Ao ser questionado sobre o aparente colapso da civilização ocidental, Coccia comenta sobre a importância do clássico "A Queda do Céu", do antropólogo francês Bruce Albert e do líder yanomami Davi Kopenawa.

"Essa obra é a evidência do fato de que não precisamos fazer uma oposição entre as sociedades ocidentais e não ocidentais, e que podemos convergir em algo maravilhoso. Isso nos faz superar essa questão do colapso da sociedade ocidental", acredita. "O interessante não é pensar em colapso, mas em como podemos produzir bases para que culturas diferentes possam se encontrar. Isso mostra também por que a antropologia é tão importante."

O pensador admite que, em muitos casos, os antropólogos também podem servir como agentes de colonização, mas, "antes de tudo, a antropologia é uma tentativa de produzir uma tradução recíproca e um casamento entre culturas".

Por isso, ele considera urgente a criação de espaços de integração de culturas. "Através do livro de Kopenawa e Albert, por exemplo, a cultura yanomamise tornou mais compreensível para o ocidente, mas, da mesma forma, o livro é a expressão do fato de que a cultura ocidental também se tornou algo que pode ser pensada de um ponto de vista yanomami, e isso é incrível."

Coccia lembra que Kopenawa é um xamã, e, na cultura yanomami, os xamãs são aqueles com habilidade para se conectar com o espírito da floresta. "Da mesma forma, acho que o livro nos conecta com Kopenawa e os yanomami, e, consequentemente, através deles nos conectamos com o espírito da floresta", pontua. "Por isso, é tão interessante adentrar a natureza pela porta da antropologia. Assim, aprendemos a não considerá-la como um objeto, mas como algo cultural."

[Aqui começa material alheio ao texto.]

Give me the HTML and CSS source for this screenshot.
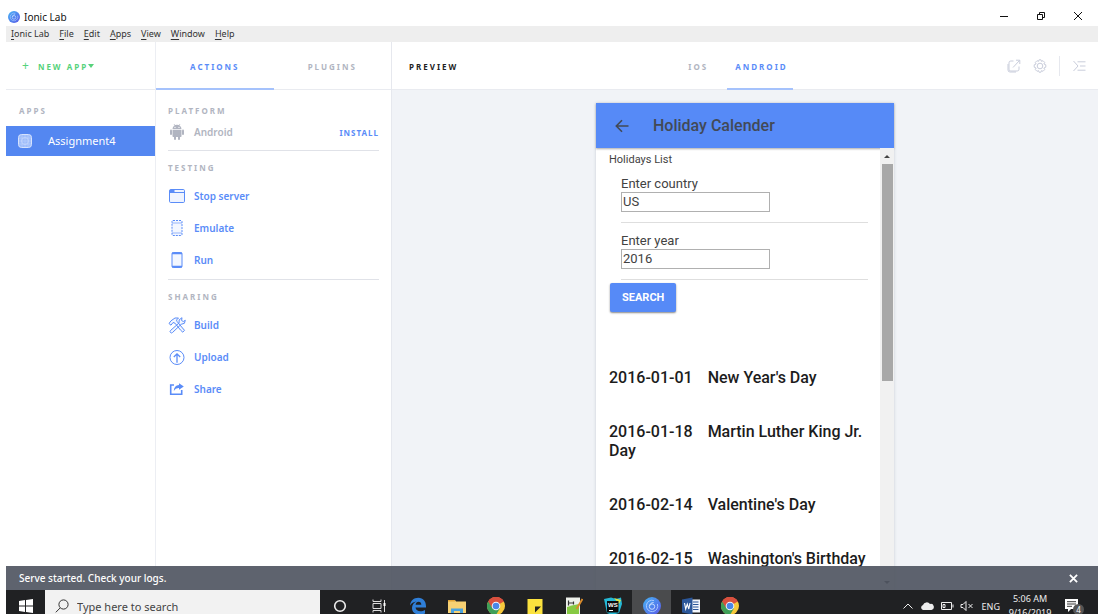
FILE: index.html
```html
<!DOCTYPE html>
<html lang="en">
<head>
<meta charset="utf-8">
<title>Ionic Lab</title>
<link rel="stylesheet" href="styles.css">
</head>
<body>
<svg class="defs" aria-hidden="true">
  <defs>
    <linearGradient id="lab-fill" x1="0" y1="0" x2="1" y2="1"><stop offset="0" stop-color="#46b4f5"/><stop offset="1" stop-color="#5a58e6"/></linearGradient>
    <symbol id="lab" viewBox="0 0 18 18">
      <circle cx="9" cy="9" r="9" fill="url(#lab-fill)"/>
      <path d="M11 3.6A5.7 5.7 0 1 0 14.4 7" fill="none" stroke="#a9c8ff" stroke-width="1"/>
      <circle cx="9" cy="9.6" r="2.7" fill="none" stroke="#c9dcff" stroke-width="1"/>
      <path d="M6.6 9C7 6.500 8.500 5.600 10.600 5.500" fill="none" stroke="#c9dcff" stroke-width="1"/>
    </symbol>
    <symbol id="chrome" viewBox="0 0 18 18">
      <circle cx="9" cy="9" r="9" fill="#f7c93c"/>
      <path d="M9 9 1.200 4.500A9 9 0 0 1 16.800 4.500Z" fill="#d9503f"/>
      <path d="M9 9 1.200 4.500A9 9 0 0 0 9 18l4-6.700Z" fill="#3f9f58"/>
      <path d="M9 4.700H17l-.2-.2A9 9 0 0 0 1.200 4.500L5.300 11.200Z" fill="#d9503f"/>
      <circle cx="9" cy="9" r="4.300" fill="#f4f6fa"/>
      <circle cx="9" cy="9" r="3.300" fill="#4a86e8"/>
    </symbol>
  </defs>
</svg>

<header class="titlebar">
  <svg class="titlebar-logo"><use href="#lab"/></svg>
  <h1 class="titlebar-name">Ionic Lab</h1>
  <div class="window-controls">
    <button aria-label="Minimize"><svg viewBox="0 0 10 10"><path d="M1 5.500h8"/></svg></button>
    <button aria-label="Restore"><svg viewBox="0 0 10 10"><path d="M1.500 3.500h5v5h-5zM3.500 3.200V1.500h5v5H6.800"/></svg></button>
    <button aria-label="Close"><svg viewBox="0 0 10 10"><path d="M1 1l8 8M9 1l-8 8"/></svg></button>
  </div>
</header>

<nav class="menubar">
  <button><u>I</u>onic Lab</button>
  <button><u>F</u>ile</button>
  <button><u>E</u>dit</button>
  <button><u>A</u>pps</button>
  <button><u>V</u>iew</button>
  <button><u>W</u>indow</button>
  <button><u>H</u>elp</button>
</nav>

<main class="workspace">
  <section class="apps">
    <div class="bar">
      <button class="new-app"><span class="plus">+</span>NEW APP<span class="caret"></span></button>
    </div>
    <h2 class="caption apps-caption">APPS</h2>
    <button class="app-item">
      <svg viewBox="0 0 14 14"><rect x=".5" y=".5" width="13" height="13" rx="3" fill="#9dbcfa" stroke="#d6e3fd"/><path d="M4 1v12M7 1v12M10 1v12M1 4h12M1 7h12M1 10h12" stroke="#b9cffb" stroke-width=".7"/><circle cx="7" cy="7" r="3.500" fill="none" stroke="#c9dafc" stroke-width=".7"/></svg>
      Assignment4
    </button>
  </section>

  <section class="actions">
    <div class="bar tabs">
      <button class="tab is-active">ACTIONS</button>
      <button class="tab">PLUGINS</button>
    </div>
    <div class="action-groups">
      <div class="group">
        <h2 class="caption">PLATFORM</h2>
        <div class="platform">
          <svg viewBox="0 0 18 18" fill="#b1b5c1"><path d="M4.500 6.200A4.500 4.500 0 0 1 13.500 6.200ZM4.500 7h9v6.200a.8.8 0 0 1-.8.8H5.300a.8.8 0 0 1-.8-.8Z"/><rect x="2" y="6.500" width="2" height="5.500" rx="1"/><rect x="14" y="6.500" width="2" height="5.500" rx="1"/><rect x="6" y="13" width="2" height="4" rx="1"/><rect x="10" y="13" width="2" height="4" rx="1"/><path d="M6 1l1.300 2M12 1l-1.300 2" stroke="#b1b5c1" stroke-width=".7"/><circle cx="7" cy="4.400" r=".6" fill="#fff"/><circle cx="11" cy="4.400" r=".6" fill="#fff"/></svg>
          <span>Android</span>
          <button class="install">INSTALL</button>
        </div>
      </div>
      <div class="group">
        <h2 class="caption">TESTING</h2>
        <button class="action"><svg viewBox="0 0 18 18"><rect x="1.500" y="2.500" width="15" height="13" rx="1.200" fill="#eff4ff"/><path d="M1.500 5.500h15"/><path d="M2 3h4v2H2z" fill="#5a8cf8"/></svg>Stop server</button>
        <button class="action"><svg viewBox="0 0 18 18"><rect x="4" y="1.500" width="10" height="15" rx="1" fill="#f3f7ff" stroke-dasharray="2 1"/><path d="M4 4h10M4 14h10" stroke-width=".6"/></svg>Emulate</button>
        <button class="action"><svg viewBox="0 0 18 18"><rect x="4" y="1.500" width="10" height="15" rx="1.200" fill="#f3f7ff"/><path d="M4 2.400h10M4 15.600h10" stroke-width="1.800"/></svg>Run</button>
      </div>
      <div class="group">
        <h2 class="caption">SHARING</h2>
        <button class="action"><svg viewBox="0 0 18 18"><path d="M1 7.500 3 4.800 7 2h3.500L8.500 4l.6 1.500L14.500 12l2 2.300-1.700 1.900-2.200-2L7 7.200 5 6.500 3 9.200ZM2.500 14.500 11 7l.2-3.200L14 1.700l-.4 2.800 1.700 1 2-1.200-.9 3-3.200 1L4.500 16.500a1.400 1.400 0 0 1-2-2Z" fill="#f3f7ff"/></svg>Build</button>
        <button class="action"><svg viewBox="0 0 18 18"><circle cx="9" cy="9.500" r="7"/><path d="M9 14.800V6M5.800 9 9 5.800 12.200 9" stroke-width="1.300"/></svg>Upload</button>
        <button class="action"><svg viewBox="0 0 18 18"><path d="M6 5H2.700v9.300h11V10" stroke-width="1.600"/><path d="M11 3.200 15.800 6.500 11 9.800V8Q7.600 7.700 5.800 11 6 5.600 11 5.100Z" fill="#5a8cf8" stroke="none"/></svg>Share</button>
      </div>
    </div>
  </section>

  <section class="preview">
    <div class="bar preview-bar">
      <h2 class="preview-title">PREVIEW</h2>
      <div class="tabs device-tabs">
        <button class="tab">IOS</button>
        <button class="tab is-active">ANDROID</button>
      </div>
      <div class="tools">
        <button aria-label="Open in browser"><svg viewBox="0 0 14 14"><path d="M6.500 2H3.800A1.800 1.800 0 0 0 2 3.800v6.400A1.800 1.800 0 0 0 3.800 12h6.400a1.800 1.800 0 0 0 1.800-1.800V7.500M1 5v6a2 2 0 0 0 2 2h6M6 8.500 12.600 1.400M9 1.200h3.800V5"/></svg></button>
        <button aria-label="Settings"><svg viewBox="0 0 14 14"><path d="M5.500 2.400 6 .8h2l.5 1.600 1.500-.7 1.700 1.700-.8 1.600 1.900.8v2.400l-1.900.8.8 1.600-1.700 1.700-1.500-.7L8 13.200H6l-.5-1.600-1.500.7-1.700-1.700.8-1.600-1.900-.8V5.800l1.900-.8-.8-1.600L4 1.700Z"/><circle cx="7" cy="7" r="2.800"/></svg></button>
        <span class="separator"></span>
        <button aria-label="Toggle logs"><svg viewBox="0 0 14 14"><path d="M1.500 2 6 7l-4.500 5M5.500 2.800h8M8 7h5.500M5.500 11.200h8"/></svg></button>
      </div>
    </div>

    <div class="stage">
      <div class="phone">
        <div class="phone-header">
          <button aria-label="Back"><svg viewBox="0 0 14 14"><path d="M13.500 7H1.500M7 1.200 1.300 7 7 12.800"/></svg></button>
          <h2>Holiday Calender</h2>
        </div>
        <div class="phone-view">
          <div class="phone-content">
            <h3 class="list-title">Holidays List</h3>
            <form class="search-form">
              <div class="field"><label for="country">Enter country</label><input id="country" type="text" value="US"></div>
              <div class="field"><label for="year">Enter year</label><input id="year" type="text" value="2016"></div>
            </form>
            <button class="search-button">SEARCH</button>
            <ul class="holidays">
              <li><time>2016-01-01</time>New Year's Day</li>
              <li><time>2016-01-18</time>Martin Luther King Jr. Day</li>
              <li><time>2016-02-14</time>Valentine's Day</li>
              <li><time>2016-02-15</time>Washington's Birthday</li>
            </ul>
          </div>
          <div class="scrollbar">
            <span class="arrow arrow-up"></span>
            <span class="track"><span class="thumb"></span></span>
            <span class="arrow arrow-down"></span>
          </div>
        </div>
      </div>
    </div>
  </section>

  <div class="toast" role="status">
    <span>Serve started. Check your logs.</span>
    <button aria-label="Dismiss"><svg viewBox="0 0 10 10"><path d="M1 1l8 8M9 1l-8 8"/></svg></button>
  </div>
</main>

<footer class="taskbar">
  <div class="taskbar-row">
    <button class="start" aria-label="Start"><svg viewBox="0 0 14 14" fill="#fff"><path d="M0 2l6-.9v5.400H0zM7 .9 14 0v6.500H7zM0 7.500h6v5.400L0 12zM7 7.500h7V14l-7-.9z"/></svg></button>
    <label class="task-search">
      <svg viewBox="0 0 14 14"><circle cx="8.500" cy="5.500" r="4.600"/><path d="M5.200 8.900.8 13.300"/></svg>
      <input type="text" placeholder="Type here to search" aria-label="Type here to search">
    </label>
    <div class="launchers">
      <button aria-label="Cortana"><svg viewBox="0 0 18 18"><circle cx="9" cy="9" r="5.300" fill="none" stroke="#eee" stroke-width="1.600"/></svg></button>
      <button aria-label="Task View"><svg viewBox="0 0 18 18"><path d="M3 2.500v2h8v-2M3 6.500h8v5H3zM3 15.500v-2h8v2M14.500 3v12" fill="none" stroke="#ddd"/><path d="M13.500 6h2v3h-2z" fill="#fff"/></svg></button>
      <button aria-label="Edge"><svg viewBox="0 0 18 18"><path d="M1 8.500C1.500 3.500 5 .8 9.300.8c5 0 7.700 3.700 7.700 8.400v1.400H6.500c.3 2.700 2.500 3.600 4.800 3.600 1.800 0 3.400-.5 4.700-1.300v3.500c-1.500.8-3.300 1.200-5.300 1.200C5.800 17.600 3 15 3 11c0-3 1.800-5.500 4.500-6.600C4.500 4.500 2.200 6.400 1 8.500ZM6.600 7.700h5.700c0-1.800-.9-3-2.800-3-1.600 0-2.600 1.200-2.900 3Z" fill="#2f7fd8"/></svg></button>
      <button aria-label="File Explorer"><svg viewBox="0 0 18 18"><path d="M0 3h7l1 1.500h10V16H0z" fill="#f7d173"/><path d="M0 3h7v1.500H0z" fill="#e3a437"/><path d="M3 16v-4.500h12V16h-3v-2H6v2z" fill="#4aa3df"/></svg></button>
      <button aria-label="Chrome"><svg><use href="#chrome"/></svg></button>
      <button aria-label="Sticky Notes"><svg viewBox="0 0 18 18"><path d="M1.500 2h15v15h-15z" fill="#fbe23e"/><path d="M9 9.500h6L9 15.500z" fill="#222"/></svg></button>
      <button aria-label="Notepad++"><svg viewBox="0 0 18 18"><path d="M1 .5h14v17H1z" fill="#eef1ec"/><path d="M2 10q6-2 12-3v10H2z" fill="#86c943"/><path d="M3.500 3.500v5M3.500 6h5M8.500 4.500v3" stroke="#333" stroke-width="1.200"/><path d="m17.500 2-6 10" stroke="#d98b2b" stroke-width="2"/></svg></button>
      <button aria-label="WebStorm"><svg viewBox="0 0 18 18"><path d="M0 2 7 .5l5 1.500 5-1.500L18 7l-3 9-7 2-5-2Z" fill="#24b9d6"/><path d="m10 1 7 2-2 4Z" fill="#d9e64c"/><path d="M3 4h11.500v11.500H3z" fill="#0b0b0b"/><text class="ws" x="4" y="10">WS</text><path d="M5 13.500h4" stroke="#fff"/></svg></button>
      <button class="is-open" aria-label="Ionic Lab"><svg><use href="#lab"/></svg></button>
      <button aria-label="Word"><svg viewBox="0 0 18 18"><path d="M9 2.500h9v13H9z" fill="#f3f6fb"/><path d="M11 5h5.500M11 7.500h5.500M11 10h5.500M11 12.500h5.500" stroke="#2b579a"/><path d="M0 2.500 10.500.5v17L0 15.500z" fill="#2b579a"/><path d="m2.500 6 1.200 6L5.300 7l1.500 5L8 6" fill="none" stroke="#fff" stroke-width="1.100"/></svg></button>
      <button aria-label="Chrome, second window"><svg><use href="#chrome"/></svg></button>
    </div>
    <div class="tray">
      <svg viewBox="0 0 12 12"><path d="m1.500 8.500 4.500-4.500 4.500 4.500"/></svg>
      <svg class="tray-wide" viewBox="0 0 14 12"><path d="M3 10a2.600 2.600 0 0 1 0-5 4 4 0 0 1 7-1 3 3 0 0 1 1.500 6Z" fill="#eee" stroke="none"/></svg>
      <svg class="tray-wide" viewBox="0 0 14 12"><path d="M1.500 2.500h10v7h-10zM13 4.500v3M3 4.500v3h2v-3z"/></svg>
      <svg class="tray-wide" viewBox="0 0 14 12"><path d="M1 4.500h2L6 1.500v9L3 7.500H1zM8.500 4l4 4M12.500 4l-4 4"/></svg>
      <span class="language">ENG</span>
      <div class="clock"><span>5:06 AM</span><span>9/16/2019</span></div>
      <button class="notifications" aria-label="4 notifications"><svg viewBox="0 0 16 16"><path d="M1 1h13v10H7l-3 3v-3H1z" fill="#fff"/><path d="M3 3.700h9M3 6h9M3 8.300h5" stroke="#222" stroke-width=".9"/></svg><span class="badge">4</span></button>
    </div>
  </div>
</footer>
</body>
</html>
```
FILE: styles.css
```css
* { box-sizing: border-box; }

body {
  margin: 0;
  padding: 0 4px 0 6px;
  height: 100vh;
  display: flex;
  flex-direction: column;
  overflow: hidden;
  background: #fff;
  color: #222;
  font-family: "Noto Sans", sans-serif;
  font-size: 10px;
}

h1, h2, h3, ul { margin: 0; padding: 0; font-weight: 400; }
ul { list-style: none; }
button { border: 0; padding: 0; background: none; color: inherit; font: inherit; letter-spacing: inherit; cursor: pointer; }
svg { display: block; flex: none; }
.defs { position: absolute; width: 0; height: 0; }

/* Window chrome */
.titlebar { display: flex; align-items: center; height: 26px; padding: 8px 0 0 2px; flex: none; }
.titlebar-logo { width: 12px; height: 12px; }
.titlebar-name { margin-left: 4px; font-size: 10px; color: #111; }
.window-controls { display: flex; gap: 27px; margin: 0 15px 2px auto; }
.window-controls svg { width: 10px; height: 10px; fill: none; stroke: #111; }

.menubar { display: flex; gap: 10px; align-items: center; height: 16px; padding: 0 5px; flex: none; background: #eee; color: #333; font-size: 9px; }
.menubar button { line-height: 14px; }
.menubar u { text-underline-offset: 2px; }

/* Workspace columns */
.workspace { position: relative; display: flex; flex: 1; min-height: 0; overflow: hidden; }
.bar { height: 48px; border-bottom: 1px solid #e9ebf0; flex: none; }
.apps { width: 150px; border-right: 1px solid #eceef3; flex: none; }
.actions { width: 236px; border-right: 1px solid #e6e8ee; flex: none; }
.preview { flex: 1; min-width: 0; display: flex; flex-direction: column; }

.caption { height: 14px; line-height: 14px; font-size: 8px; font-weight: 700; letter-spacing: 2px; color: #b1b5c1; }

.new-app { display: flex; align-items: center; height: 48px; padding-left: 16px; font-size: 8px; font-weight: 700; letter-spacing: 2px; color: #56d27b; }
.plus { margin-right: 7px; font-size: 12px; font-weight: 400; line-height: 12px; }
.caret { border: 3px solid transparent; border-top: 4px solid #56d27b; border-bottom: 0; }
.apps-caption { margin: 14px 0 8px 13px; }
.app-item { display: flex; align-items: center; gap: 16px; width: 100%; height: 30px; padding: 0 0 2px 12px; background: #5487f1; color: #fff; font-size: 11px; }
.app-item svg { width: 14px; height: 14px; margin-top: 2px; }

.tabs { display: flex; }
.tab { font-size: 8px; font-weight: 700; letter-spacing: 2px; color: #b1b5c1; }
.tab.is-active { color: #5a8cf8; box-shadow: inset 0 -2px #a5c2fc; }
.actions .tab { flex: 1; height: 48px; }

.action-groups { padding: 4px 12px 0; }
.group { padding: 10px 0 3px; border-bottom: 1px solid #e0e2e8; }
.group:last-child { border-bottom: 0; }
.group .caption { margin-bottom: 5px; }
.platform, .action { display: flex; align-items: center; gap: 8px; font-size: 10px; font-weight: 600; }
.platform { height: 18px; margin-bottom: 6px; color: #b1b5c1; }
.platform svg, .action svg { width: 18px; height: 18px; }
.action { width: 100%; height: 32px; color: #5a8cf8; }
.action svg { fill: none; stroke: #5a8cf8; }
.install { margin-left: auto; font-size: 8px; font-weight: 700; letter-spacing: 1px; color: #5a8cf8; }

.preview-bar { display: grid; grid-template-columns: 1fr auto 1fr; align-items: center; padding: 0 12px 0 17px; }
.preview-title { font-size: 8px; font-weight: 700; letter-spacing: 2px; color: #222; }
.device-tabs { gap: 14px; margin-right: 22px; }
.device-tabs .tab { height: 48px; padding: 0 5px 0 8px; }
.tools { display: flex; align-items: center; justify-content: flex-end; gap: 12px; }
.tools svg { width: 14px; height: 14px; fill: none; stroke: #c9cddb; }
.separator { width: 1px; height: 20px; background: #e6e8ee; }

.stage { flex: 1; min-height: 0; display: flex; justify-content: center; padding-top: 13px; background: #f1f3f7; }

/* Phone preview */
.phone { display: flex; flex-direction: column; width: 298px; background: #fff; box-shadow: 0 0 3px #c9ccd4; font-family: Roboto, sans-serif; color: #424242; }
.phone-header { display: flex; align-items: center; gap: 24px; height: 45px; padding-left: 19px; flex: none; background: #568af7; box-shadow: 0 1px 2px #aaa; }
.phone-header h2 { font-size: 16px; font-weight: 500; color: #424956; }
.phone-header svg { width: 14px; height: 14px; fill: none; stroke: #424956; stroke-width: 1.600; }
.phone-view { flex: 1; min-height: 0; display: flex; }
.phone-content { flex: 1; min-width: 0; padding: 4px 12px 0 13px; overflow: hidden; }
.list-title { font-size: 11px; line-height: 16px; }
.search-form { padding-left: 12px; }
.field { padding: 9px 0 10px; border-bottom: 1px solid #dedede; }
.field label { display: block; font-size: 13px; line-height: 17px; }
.field:first-child { padding-top: 7px; }
.field input { display: block; width: 149px; height: 20px; padding: 0 1px 2px; border: 1px solid #b0b0b0; background: #fff; color: #424242; font-family: inherit; font-size: 13px; }
.search-button { display: block; height: 29px; margin: 3px 0 0 1px; padding: 0 12px; border-radius: 2px; background: #568af7; box-shadow: 0 1px 2px #888; color: #fff; font-size: 11px; font-weight: 700; }
.holidays { display: grid; gap: 35px; margin-top: 56px; color: #1c1c1c; font-size: 16px; font-weight: 500; line-height: 19px; }
.holidays time { margin-right: 15px; }

.scrollbar { display: flex; flex-direction: column; width: 14px; background: #f1f1f1; }
.arrow { display: flex; align-items: center; justify-content: center; height: 16px; }
.arrow::before { content: ""; border: 3px solid transparent; }
.arrow-up::before { border-bottom-color: #444; border-top: 0; }
.arrow-down::before { border-top-color: #444; border-bottom: 0; }
.track { flex: 1; padding: 0 1px 0 2px; }
.thumb { display: block; height: 53%; background: #a8a8a8; }

.toast { position: absolute; inset: auto 0 0; display: flex; align-items: center; justify-content: space-between; height: 24px; padding: 0 20px 0 13px; background: rgba(78, 83, 96, 0.91); color: #fff; font-size: 10px; font-weight: 500; }
.toast svg { width: 9px; height: 9px; stroke: #fff; stroke-width: 2; }

/* Taskbar */
.taskbar { height: 24px; flex: none; overflow: hidden; background: #202123; color: #eee; }
.taskbar-row { display: flex; height: 32px; }
.start { display: flex; align-items: center; justify-content: center; width: 39px; flex: none; }
.start svg { width: 14px; height: 14px; }
.task-search { display: flex; align-items: center; gap: 8px; width: 275px; padding-left: 10px; background: #f2f2f2; }
.task-search svg { width: 14px; height: 14px; fill: none; stroke: #333; }
.task-search input { flex: 1; min-width: 0; padding: 0; border: 0; background: none; font: 11px "Noto Sans", sans-serif; }
.task-search input::placeholder { color: #444; opacity: 1; }
.launchers { display: flex; }
.launchers button { display: flex; align-items: center; justify-content: center; width: 39px; }
.launchers svg { width: 18px; height: 18px; }
.launchers .is-open { background: #4a4b4d; }
.ws { fill: #fff; font: bold 6px "Liberation Sans", sans-serif; }
.tray { display: flex; align-items: center; gap: 6px; margin-left: auto; padding-right: 18px; font-size: 9px; }
.tray > svg { width: 12px; height: 12px; fill: none; stroke: #eee; }
.tray > .tray-wide { width: 14px; }
.language { margin-left: 2px; }
.clock { display: flex; flex-direction: column; width: 44px; margin-left: 4px; text-align: center; line-height: 14px; }
.tray > .clock { margin-left: 2px; }
.notifications { position: relative; margin-left: 6px; }
.notifications svg { width: 16px; height: 16px; }
.badge { position: absolute; top: 6px; left: 9px; width: 11px; height: 11px; border-radius: 50%; background: #555; color: #fff; font-size: 8px; line-height: 11px; text-align: center; }
```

É assim que, segundo o filósofo, podemos aprender a perceber todas formas de vida como expressões diferentes de uma única fonte. "O fato de uma pessoa ter nascido brasileira e outra italiana é resultado do acaso, isso não as impede de se comunicar e de se colocarem uma no lugar da outra", reflete. "Da mesma forma, temos que ser capazes de reconhecer que ser uma planta, um cachorro ou um ser humano também é resultado do acaso. Nós somos a mesma coisa, compartilhamos a mesma vida."